Let us assume that the loan is fully repaid after 20 years, yet Sally is still alive and needs some financial benefit. At that point, the trustees could then make an absolute and irrevocable appointment of capital to her all at once, or now and again. This would have three tax implications as follows:
– An IHT exit charge may arise. This would be based on the IHT charge at the last periodic anniversary and if none arose then no IHT would arise.
– There would be no income tax charge on the payment to the beneficiary because this is a capital payment.
– If the trustees funded the payment by an encashment from the single-premium bond, this would give rise to a chargeable event on the basis that all the 5 per cent withdrawal allowances had been used. Any chargeableevent gains would be assessed on the trustees, at 20 per cent to the extent that they fall within the trustees’ £1,000 standard rate band and 40 per cent on the excess. A 20 per cent credit is given for tax suffered in the fund for a UK bond.

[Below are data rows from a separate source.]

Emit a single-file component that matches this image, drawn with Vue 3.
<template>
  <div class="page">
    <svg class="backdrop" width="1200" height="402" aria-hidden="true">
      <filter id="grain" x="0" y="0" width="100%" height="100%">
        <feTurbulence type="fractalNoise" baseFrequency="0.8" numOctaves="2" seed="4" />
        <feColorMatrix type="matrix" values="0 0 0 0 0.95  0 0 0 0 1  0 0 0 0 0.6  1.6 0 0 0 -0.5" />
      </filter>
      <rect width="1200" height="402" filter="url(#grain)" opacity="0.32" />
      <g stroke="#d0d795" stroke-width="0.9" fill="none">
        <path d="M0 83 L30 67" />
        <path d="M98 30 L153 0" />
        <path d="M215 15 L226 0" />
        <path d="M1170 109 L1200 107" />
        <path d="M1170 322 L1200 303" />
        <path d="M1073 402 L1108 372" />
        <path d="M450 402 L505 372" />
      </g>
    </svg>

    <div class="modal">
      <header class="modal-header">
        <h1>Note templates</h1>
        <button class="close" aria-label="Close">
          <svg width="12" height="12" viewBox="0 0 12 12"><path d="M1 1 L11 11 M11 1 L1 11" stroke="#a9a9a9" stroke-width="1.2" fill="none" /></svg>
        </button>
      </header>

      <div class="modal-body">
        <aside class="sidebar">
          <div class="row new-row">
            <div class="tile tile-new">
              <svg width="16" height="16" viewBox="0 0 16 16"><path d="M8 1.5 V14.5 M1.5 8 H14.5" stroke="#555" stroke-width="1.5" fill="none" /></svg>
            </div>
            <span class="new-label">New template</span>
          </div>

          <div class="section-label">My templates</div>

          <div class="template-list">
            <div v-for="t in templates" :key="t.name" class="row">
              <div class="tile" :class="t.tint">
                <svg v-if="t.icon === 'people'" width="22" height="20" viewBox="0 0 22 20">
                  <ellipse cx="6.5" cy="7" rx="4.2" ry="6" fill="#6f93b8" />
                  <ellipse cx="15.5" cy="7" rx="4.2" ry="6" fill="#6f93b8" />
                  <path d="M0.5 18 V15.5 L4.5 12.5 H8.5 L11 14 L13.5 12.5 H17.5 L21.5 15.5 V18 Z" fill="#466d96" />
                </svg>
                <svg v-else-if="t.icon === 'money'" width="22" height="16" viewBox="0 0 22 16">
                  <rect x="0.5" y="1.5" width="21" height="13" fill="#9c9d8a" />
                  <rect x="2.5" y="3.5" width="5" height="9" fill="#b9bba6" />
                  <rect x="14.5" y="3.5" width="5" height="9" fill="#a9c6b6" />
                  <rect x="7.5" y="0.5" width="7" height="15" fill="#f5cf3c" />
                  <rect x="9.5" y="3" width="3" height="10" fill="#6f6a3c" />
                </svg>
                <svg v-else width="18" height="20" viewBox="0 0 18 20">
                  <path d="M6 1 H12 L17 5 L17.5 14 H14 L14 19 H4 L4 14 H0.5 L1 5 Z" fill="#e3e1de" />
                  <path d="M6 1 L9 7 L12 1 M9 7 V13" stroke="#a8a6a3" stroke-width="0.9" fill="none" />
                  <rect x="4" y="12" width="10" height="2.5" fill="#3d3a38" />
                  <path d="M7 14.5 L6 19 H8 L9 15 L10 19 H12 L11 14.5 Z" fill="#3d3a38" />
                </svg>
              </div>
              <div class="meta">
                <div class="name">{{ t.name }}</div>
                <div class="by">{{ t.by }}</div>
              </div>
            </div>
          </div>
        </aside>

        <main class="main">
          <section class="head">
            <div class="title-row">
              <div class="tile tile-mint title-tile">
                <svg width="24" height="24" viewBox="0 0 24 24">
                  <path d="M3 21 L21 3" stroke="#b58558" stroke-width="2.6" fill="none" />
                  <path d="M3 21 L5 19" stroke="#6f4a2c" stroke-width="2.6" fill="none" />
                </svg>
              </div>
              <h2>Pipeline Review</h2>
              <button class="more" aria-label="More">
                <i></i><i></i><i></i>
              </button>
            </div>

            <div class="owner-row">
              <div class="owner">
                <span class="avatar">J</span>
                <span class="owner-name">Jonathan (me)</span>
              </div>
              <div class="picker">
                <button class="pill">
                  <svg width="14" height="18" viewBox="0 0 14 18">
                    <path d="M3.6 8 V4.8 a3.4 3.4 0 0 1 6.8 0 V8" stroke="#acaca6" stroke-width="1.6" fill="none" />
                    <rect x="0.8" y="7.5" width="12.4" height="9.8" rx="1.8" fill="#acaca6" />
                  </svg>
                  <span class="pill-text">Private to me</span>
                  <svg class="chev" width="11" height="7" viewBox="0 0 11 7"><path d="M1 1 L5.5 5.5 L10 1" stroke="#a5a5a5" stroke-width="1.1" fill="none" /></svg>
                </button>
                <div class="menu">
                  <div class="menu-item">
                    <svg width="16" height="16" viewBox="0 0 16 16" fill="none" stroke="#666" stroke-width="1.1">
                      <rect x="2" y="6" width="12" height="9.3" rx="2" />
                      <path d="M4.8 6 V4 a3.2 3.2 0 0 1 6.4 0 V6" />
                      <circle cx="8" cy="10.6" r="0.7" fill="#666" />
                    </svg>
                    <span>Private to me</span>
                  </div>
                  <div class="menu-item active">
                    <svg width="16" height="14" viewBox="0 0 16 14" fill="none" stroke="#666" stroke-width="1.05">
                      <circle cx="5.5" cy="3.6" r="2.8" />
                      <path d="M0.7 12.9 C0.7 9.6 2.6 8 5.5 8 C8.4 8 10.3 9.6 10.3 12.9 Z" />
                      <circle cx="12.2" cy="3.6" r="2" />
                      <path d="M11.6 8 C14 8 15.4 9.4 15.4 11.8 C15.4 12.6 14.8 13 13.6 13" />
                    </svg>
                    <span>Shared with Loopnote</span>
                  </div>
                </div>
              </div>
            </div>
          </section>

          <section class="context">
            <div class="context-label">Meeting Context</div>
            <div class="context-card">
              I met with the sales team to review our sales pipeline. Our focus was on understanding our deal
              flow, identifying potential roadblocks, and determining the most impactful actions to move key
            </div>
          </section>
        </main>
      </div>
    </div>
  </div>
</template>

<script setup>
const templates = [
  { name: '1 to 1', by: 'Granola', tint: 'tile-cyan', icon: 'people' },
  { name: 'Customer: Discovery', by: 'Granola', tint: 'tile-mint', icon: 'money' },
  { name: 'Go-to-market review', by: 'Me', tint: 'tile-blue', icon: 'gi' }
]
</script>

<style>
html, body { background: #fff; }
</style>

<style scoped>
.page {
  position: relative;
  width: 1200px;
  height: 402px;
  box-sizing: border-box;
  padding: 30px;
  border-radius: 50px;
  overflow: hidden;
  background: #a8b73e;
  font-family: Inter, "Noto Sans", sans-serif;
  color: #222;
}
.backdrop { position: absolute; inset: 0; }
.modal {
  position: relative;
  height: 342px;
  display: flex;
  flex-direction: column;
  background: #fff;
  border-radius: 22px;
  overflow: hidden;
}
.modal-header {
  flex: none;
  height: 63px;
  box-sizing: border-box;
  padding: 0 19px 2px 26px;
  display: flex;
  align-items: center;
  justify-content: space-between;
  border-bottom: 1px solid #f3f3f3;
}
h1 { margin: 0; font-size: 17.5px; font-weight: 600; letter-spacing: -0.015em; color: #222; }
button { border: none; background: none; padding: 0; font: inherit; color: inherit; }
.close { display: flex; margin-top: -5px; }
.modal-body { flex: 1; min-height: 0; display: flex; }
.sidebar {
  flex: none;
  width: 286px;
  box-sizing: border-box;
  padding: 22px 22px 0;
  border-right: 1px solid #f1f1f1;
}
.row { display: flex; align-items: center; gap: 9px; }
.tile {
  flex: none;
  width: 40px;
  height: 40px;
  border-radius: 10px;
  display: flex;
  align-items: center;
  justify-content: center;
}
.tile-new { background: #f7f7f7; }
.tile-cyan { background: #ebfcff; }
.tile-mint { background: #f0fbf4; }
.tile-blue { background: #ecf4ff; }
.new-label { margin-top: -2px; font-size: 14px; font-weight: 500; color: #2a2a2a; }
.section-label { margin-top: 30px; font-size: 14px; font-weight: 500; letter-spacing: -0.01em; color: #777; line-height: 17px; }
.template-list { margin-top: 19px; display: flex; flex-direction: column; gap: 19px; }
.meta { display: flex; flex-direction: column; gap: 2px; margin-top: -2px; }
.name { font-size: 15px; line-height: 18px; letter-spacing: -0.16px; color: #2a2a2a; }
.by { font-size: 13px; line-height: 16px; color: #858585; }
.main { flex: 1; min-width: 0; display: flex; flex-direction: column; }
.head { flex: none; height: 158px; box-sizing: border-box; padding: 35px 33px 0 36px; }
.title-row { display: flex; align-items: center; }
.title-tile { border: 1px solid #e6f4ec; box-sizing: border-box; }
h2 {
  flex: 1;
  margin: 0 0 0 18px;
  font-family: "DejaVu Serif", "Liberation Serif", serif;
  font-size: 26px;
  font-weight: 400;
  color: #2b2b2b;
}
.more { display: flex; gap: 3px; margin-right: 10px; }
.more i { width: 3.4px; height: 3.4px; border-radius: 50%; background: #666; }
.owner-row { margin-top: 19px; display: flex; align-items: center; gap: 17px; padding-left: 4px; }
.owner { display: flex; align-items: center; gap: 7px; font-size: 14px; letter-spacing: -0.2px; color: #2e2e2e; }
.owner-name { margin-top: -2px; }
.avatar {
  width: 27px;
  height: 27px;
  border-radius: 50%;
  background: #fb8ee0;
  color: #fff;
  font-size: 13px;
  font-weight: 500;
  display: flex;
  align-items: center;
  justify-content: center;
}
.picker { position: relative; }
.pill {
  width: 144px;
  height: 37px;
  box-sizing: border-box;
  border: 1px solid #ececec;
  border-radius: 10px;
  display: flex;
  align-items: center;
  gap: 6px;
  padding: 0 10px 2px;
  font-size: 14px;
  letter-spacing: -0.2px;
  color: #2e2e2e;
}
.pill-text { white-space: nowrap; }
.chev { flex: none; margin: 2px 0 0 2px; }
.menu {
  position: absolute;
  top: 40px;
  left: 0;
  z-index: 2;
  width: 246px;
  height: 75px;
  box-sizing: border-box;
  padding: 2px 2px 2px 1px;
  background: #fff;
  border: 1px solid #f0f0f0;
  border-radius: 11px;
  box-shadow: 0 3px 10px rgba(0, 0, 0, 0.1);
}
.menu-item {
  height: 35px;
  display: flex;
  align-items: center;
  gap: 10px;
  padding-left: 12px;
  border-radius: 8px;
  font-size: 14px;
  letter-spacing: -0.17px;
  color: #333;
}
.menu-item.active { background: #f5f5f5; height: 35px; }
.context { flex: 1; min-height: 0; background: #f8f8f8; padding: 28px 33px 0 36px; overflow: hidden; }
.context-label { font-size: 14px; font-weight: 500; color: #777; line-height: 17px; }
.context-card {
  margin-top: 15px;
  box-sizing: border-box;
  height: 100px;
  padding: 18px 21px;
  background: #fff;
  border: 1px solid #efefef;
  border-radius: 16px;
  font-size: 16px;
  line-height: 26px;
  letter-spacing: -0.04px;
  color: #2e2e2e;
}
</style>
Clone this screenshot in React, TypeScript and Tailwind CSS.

It may be more tax-efficient for the trustees to assign segments in the bond to the individual beneficiary (no income tax charge) with the beneficiary then encashing those segments. This may be appropriate if the beneficiary is a basicrate taxpayer but much will depend on the circumstances.
In summary, therefore, a loan trust will be suitable for an investor who would normally:
– Be over 50 years of age,
– Have a net estate (either alone or with a spouse) for IHT purposes exceeding the nil-rate band (£300,000 in tax year 2007/08),
– Have capital to invest or realisable investments available for reinvestment without capital gains tax liabilities,
– Require access to their capital, for example, to periodically supplement their income; and
– Need to know that they can call upon the whole (or the remaining part) of the original capital invested at any time should they need to.
For those who require a mixture of flexible access and immediate inheritance tax saving in their inheritance tax planning a mixture of a loan trust and discounted gift trust may be appropriate. If undertaking this planning, always effect the loan trust first – but, of course, that is another story.